Too Far Away to Touch

A comforting but honest story from 1995 about a girl and her uncle who has AIDS.

Lesléa Newman, acclaimed author of Heather Has Two Mommies, also wrote this early picture book about a girl whose uncle has AIDS. Zoe and her Uncle Leonard have a close relationship, but Leonard’s growing illness troubles Zoe. He is refreshingly honest with her about not knowing if he will get better, telling her there is no cure yet for AIDS, and he doesn’t know if he will die soon. He finds a metaphor for her in their trip to the planetarium—that while he doesn’t know where he’ll go when he dies, he will be, like the stars, “Too far away to touch, but close enough to see.”

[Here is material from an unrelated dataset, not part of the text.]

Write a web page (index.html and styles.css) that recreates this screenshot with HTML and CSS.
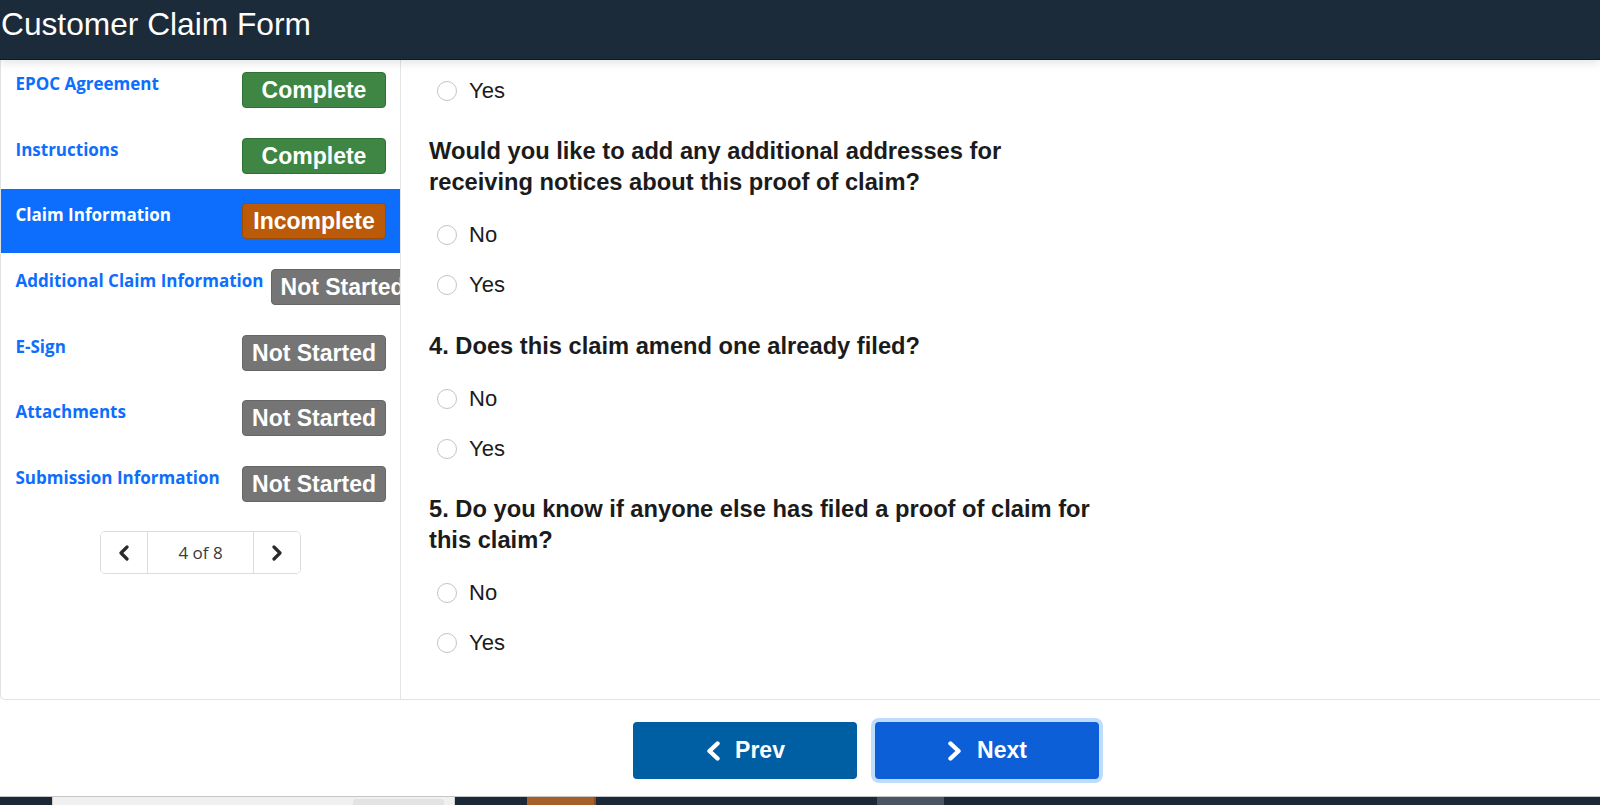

Leonard’s partner Nathan appears without title or explanation, which would feel coy today, but at the time of publication, having both a (presumed but never stated as) queer uncle and his partner both spending time with their niece, with the obvious approval of the niece’s mother, was pretty rare. (Only one earlier picture book I know of, Tiger Flowers, shows an uncle with AIDS who had a partner. The first picture book to include a presumed-queer character with AIDS, Losing Uncle Tim, only shows Tim, never a partner.)

Newman leaves the ending open; we don’t know if Leonard dies or when, although it seems likely. Nevertheless, the book offers a glimmer of hope that no matter what, he will not be forgotten.

An important book of its time that may still provide comfort to some today.

The family is White.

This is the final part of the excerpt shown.